Vicenza is the home of Andrea Palladio, who designed many buildings in Vicenza and around northern Italy. He also published a book called I Quattro Libri dell'Architettura, or Four Books of Architecture, the name of which comes from a long tradition of architectural treatises regarding siting of cities and buildings, design, the Classical orders/columns, proportioning, materials, etc. dating back to Alberti’s De Re Aedificatoria or Ten Books of Architecture, the first treatise of the Renaissance which followed Vitruvius’s De Architectura (Ten Books of Architecture) from antiquity, the oldest surviving treatise. Palladio’s book was circulated widely throughout Europe, and it was through his book and other similar books that the Renaissance spread to northern Europe through varying interpretations.Our first stop on Palladio road was another roadside stop at Villa Capra, also known as La Rotunda or Villa Rotunda, one of his most famous villas. Similar to Villa Malcontenta, this villa was set in a picturesque landscape on a canal at the outskirts of a small village near Vicenza. It was a beautiful, cloudless day (still cold), so it made for some great photographs. We stopped at a couple of other villas as well before going into the city, the Villa Valmarana and Villa Thiene. Villas Capra and Valmarana are both privately owned and only open for tours on certain days, but Villa Thiene is located on the edge of a small village and actually functions as its town hall today.


In Vicenza, we were looking forward to seeing some of Palladio’s many buildings, but quickly realized that most of them were closed on Monday. Disappointed, but with many possibilities to see facades and interior courts, we headed into town towards the Basilica, which in this case refers to a row of three buildings that Palladio re-faced and combined to form the town hall for the city, complete with shops on the main level under the arcade and government functions above. Rather than an arcade with single columns (as we saw in Bologna, etc.), he used an ingenious device known as a Serliana, also known as the Palladian motif because of his frequent usage. You’ve probably all seen the pattern in houses everywhere, combining an arch with a column on either side, and then a beam on each side of the arch connecting to another column. The ingenious thing about it is that the outside columns can be shifted farther out and the beam can be lengthened, while the columns supporting the arch remain the same distance apart thereby keeping the arch the same size when using multiple bays of different widths. At the Basilica, for instance, the bays on the sides are about six feet shorter than the center bays, so the two columns on either side of the arch are much closer together. It is barely noticeable unless you look closely because all of the arches are the same height and width. There’s your architectural lesson for the day.

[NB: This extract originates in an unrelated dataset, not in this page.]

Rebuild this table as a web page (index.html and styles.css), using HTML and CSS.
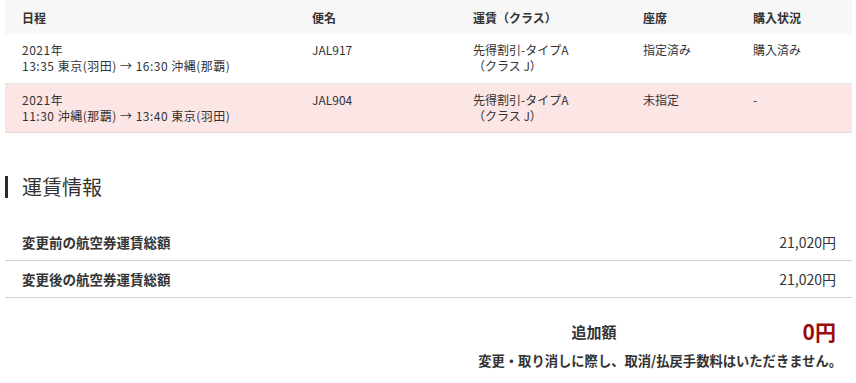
FILE: index.html
```html
<!DOCTYPE html>
<html lang="ja">
<head>
<meta charset="utf-8">
<link rel="stylesheet" href="styles.css">
</head>
<body>
<div class="page">
  <div class="flights">
    <div class="row head">
      <div class="cell">日程</div>
      <div class="cell">便名</div>
      <div class="cell">運賃（クラス）</div>
      <div class="cell">座席</div>
      <div class="cell">購入状況</div>
    </div>
    <div class="row item">
      <div class="cell sched">2021年<br>13:35 東京(羽田) → 16:30 沖縄(那覇)</div>
      <div class="cell">JAL917</div>
      <div class="cell">先得割引-タイプA<br>（クラス J）</div>
      <div class="cell">指定済み</div>
      <div class="cell">購入済み</div>
    </div>
    <div class="row item changed">
      <div class="cell sched">2021年<br>11:30 沖縄(那覇) → 13:40 東京(羽田)</div>
      <div class="cell">JAL904</div>
      <div class="cell">先得割引-タイプA<br>（クラス J）</div>
      <div class="cell">未指定</div>
      <div class="cell">-</div>
    </div>
  </div>

  <h2 class="section-title">運賃情報</h2>

  <div class="fares">
    <div class="fare-row">
      <span class="fare-label">変更前の航空券運賃総額</span>
      <span class="fare-value">21,020円</span>
    </div>
    <div class="fare-row">
      <span class="fare-label">変更後の航空券運賃総額</span>
      <span class="fare-value">21,020円</span>
    </div>
  </div>

  <div class="total">
    <div class="total-line">
      <span class="total-label">追加額</span>
      <span class="total-value">0円</span>
    </div>
    <p class="note">変更・取り消しに際し、取消/払戻手数料はいただきません。</p>
  </div>
</div>
</body>
</html>
```

FILE: styles.css
```css
* { box-sizing: border-box; }
body {
  margin: 0;
  background: #fff;
  color: #333;
  font-family: "Noto Sans CJK JP", "Noto Sans", sans-serif;
  font-size: 12px;
}
.page {
  padding: 0 4px 0 5px;
}
.row {
  display: grid;
  grid-template-columns: 290px 161px 170px 110px 1fr;
}
.cell {
  padding-left: 17px;
}
.sched {
  letter-spacing: 0.5px;
}
.head {
  background: #f7f7f7;
  height: 34px;
  align-items: center;
  font-weight: bold;
}
.item {
  line-height: 16px;
  padding: 8px 0 8px;
  height: 50px;
  border-bottom: 1px dotted #d9c9c9;
}
.item.changed {
  background: #fbe5e5;
  height: 49px;
  border-bottom: 1px solid #e4dada;
}
.section-title {
  margin: 43px 0 0;
  border-left: 3px solid #262a3a;
  padding-left: 14px;
  font-size: 20px;
  font-weight: normal;
  line-height: 22px;
  color: #333;
}
.fares {
  margin-top: 26px;
}
.fare-row {
  display: flex;
  justify-content: space-between;
  align-items: center;
  height: 37px;
  padding: 0 16px 0 17px;
  border-bottom: 1px solid #d4d4d4;
}
.fare-label {
  font-weight: bold;
  font-size: 13.5px;
}
.fare-value {
  font-size: 14px;
}
.total {
  padding: 20px 16px 0 0;
  text-align: right;
}
.total-line {
  display: flex;
  justify-content: flex-end;
  align-items: center;
}
.total-label {
  font-size: 15px;
  font-weight: bold;
  margin-right: 186px;
}
.total-value {
  font-size: 21px;
  font-weight: bold;
  color: #9a0b0b;
  line-height: 26px;
}
.note {
  margin: 7px -6px 0 0;
  font-size: 13.3px;
  font-weight: bold;
}
```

It was interesting to see how effectively good architects can improve the quality of nearly everything else built in the town, not only because of better design but improving construction methods and materials. (This is not necessarily true today because construction materials and methods for modernist buildings are often too complicated and unaffordable for the average client, especially those outside of large cities. In Palladio’s day for instance, everyone used masonry, so everyone benefited from improved quality regardless of whether they were using heavy stone or brick or a Classical or vernacular style.) The palazzo type (Italian urban mansions) that Palladio designed throughout Vicenza is essentially the form of 19th or early 20th century urban buildings with retail on the ground floor fronting the street and residential or commercial uses above (think of the Fred Building in Downtown Athens or the C&S National Bank (Bank of America/Georgia State) Building in Downtown Atlanta). The Palladian palazzo model creates an interesting problem though once the wealthy families move out because the ground floor of his buildings and those he inspired are usually solid masonry with only a wide central door and a passage that connects to a central cortile where the carriages would park. This is pretty anti-urban to have many of these around town because it is essentially a blank wall at the sidewalk, but in Vicenza, they have solved this by putting the shop fronts on either side of the passage leading to the cortile with parking in the cortile itself. Others have created an L-shaped galleria (much smaller version of what we saw in Brussels) that goes through the block from one palazzo door to another. There are somewhat messier versions in Rome where they actually cut a low doorway into the stone base under a window sill and used the entire height of the ground floor plus piano nobile (second, and main floor where the family lived) for the shop. More good lessons learned.

From Vicenza we headed to Verona, where we saw some more great streets, urban spaces, and lots of Juliet balconies, although at times it did feel as though we were going to be blown away by a tempest. Unfortunately, we were not to be in Mantua or the other stops because we had to race over the mountains to Lucca to avoid…you guessed it…a snowstorm. The trip is beginning to feel a bit like a comedy of errors.